Enmax Offers Fixed Rate Contracts To Large Power Users

CALGARY, AB -- - Enmax Corp., the Calgary-owned electricity company, is offering fixed-rate contracts to businesses that use more than 250,000 kilowatt-hours a year.

"The offer is available throughout the province," including in Edmonton, said Enmax spokesperson Tony McCallum.

The offer will be available, beginning July 15, for commercial consumers ranging from industries to grocery stores, restaurants, schools and convenience stores. (A typical Alberta home uses about 6,500 kilowatt-hours per year.)

Enmax will offer one-year, 2.5-year and five-year contracts. What a company will pay will be determined by the going rate at that time, much as a homeowner's fixed-mortgage rate depends on the price at the moment of signing.

Enmax has a total of 400,000 residential, commercial and industrial customers.

Epcor Energy Services has been offering commercial contracts since last year, effective Jan. 1, 2001, said vice-president of marketing Ed de Palezieux.

"We've been really pleased with the results," he said. Customers are also attracted by accompanying services, including a "green power" option, online audits, or metering services for malls that identify individual stores.

Epcor's offers start with firms using as little as 60 kilowatts at peak hours and go up from there. For small businesses, there are five-year and 10-year choices. Larger firms can opt for terms up to 20 years, with longer terms usually carrying lower rates.

Enmax estimates there are about 20,000 Alberta customers in the category eligible for its contracts.
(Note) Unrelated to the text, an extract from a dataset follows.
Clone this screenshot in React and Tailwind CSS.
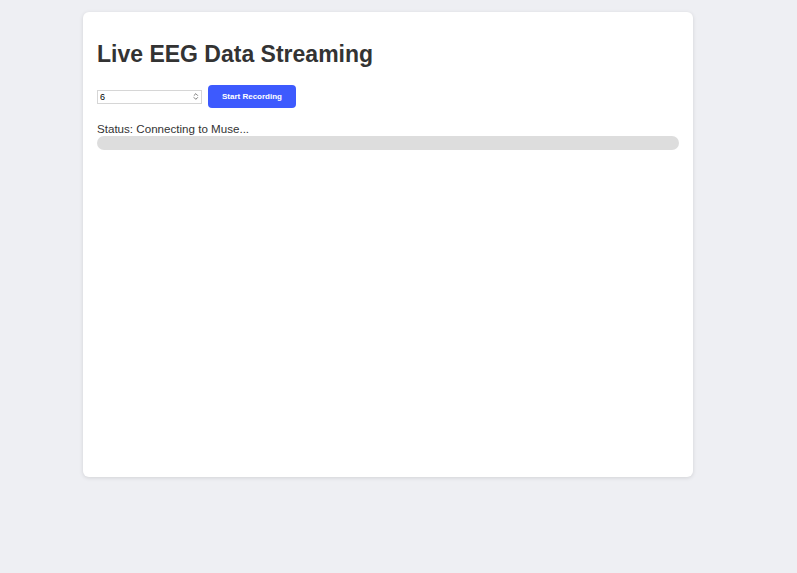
import { useState } from "react";

function Spinner() {
  return (
    <svg viewBox="0 0 8 12" className="h-[9px] w-[6px]" aria-hidden="true">
      <path d="M1.5 4.5 L4 2 L6.5 4.5" fill="none" stroke="#555" strokeWidth="1.1" strokeLinecap="round" strokeLinejoin="round" />
      <path d="M1.5 7.5 L4 10 L6.5 7.5" fill="none" stroke="#555" strokeWidth="1.1" strokeLinecap="round" strokeLinejoin="round" />
    </svg>
  );
}

export default function App() {
  const [duration, setDuration] = useState("6");

  return (
    <div
      className="min-h-[573px] w-full bg-[#eeeff3] pt-[12px]"
      style={{ fontFamily: '"Liberation Sans", Arial, sans-serif' }}
    >
      <div className="ml-[83px] flex h-[465px] w-[610px] flex-col rounded-[6px] bg-white px-[14px] pt-[28px] shadow-[0_1px_4px_rgba(0,0,0,0.12)]">
        <h1 className="text-[23px] leading-[28px] font-bold text-[#333333]">Live EEG Data Streaming</h1>

        <div className="mt-[17px] flex items-center gap-[6px]">
          <div className="flex h-[14px] w-[105px] items-center border border-[#d6d6d6] bg-white pl-[2px] pr-[2px]">
            <input
              type="text"
              value={duration}
              onChange={(event) => setDuration(event.target.value)}
              className="w-full min-w-0 bg-transparent text-[9px] leading-none text-black outline-none"
            />
            <Spinner />
          </div>
          <button
            type="button"
            className="h-[23px] w-[88px] rounded-[4px] bg-[#3d5afe] text-[8px] font-semibold text-white"
          >
            Start Recording
          </button>
        </div>

        <p className="mt-[14px] text-[11.6px] leading-[14px] text-[#333333]">Status: Connecting to Muse...</p>
        <div className="h-[14px] w-full rounded-[7px] bg-[#dddddd]" />
      </div>
    </div>
  );
}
The Enmax offer will expire when the 200 megawatts of power Enmax has set aside is contracted out. The power for the deals will come from TransAlta's Wabamun plant. That facility has been down with mechanical problems since last fall, but McCallum said it is being tested and should resume production soon.

In a provincial auction of regulated wholesale power last August, Enmax paid a $75.1 million to buy and sell the 548 megawatts of electricity produced by Wabamun.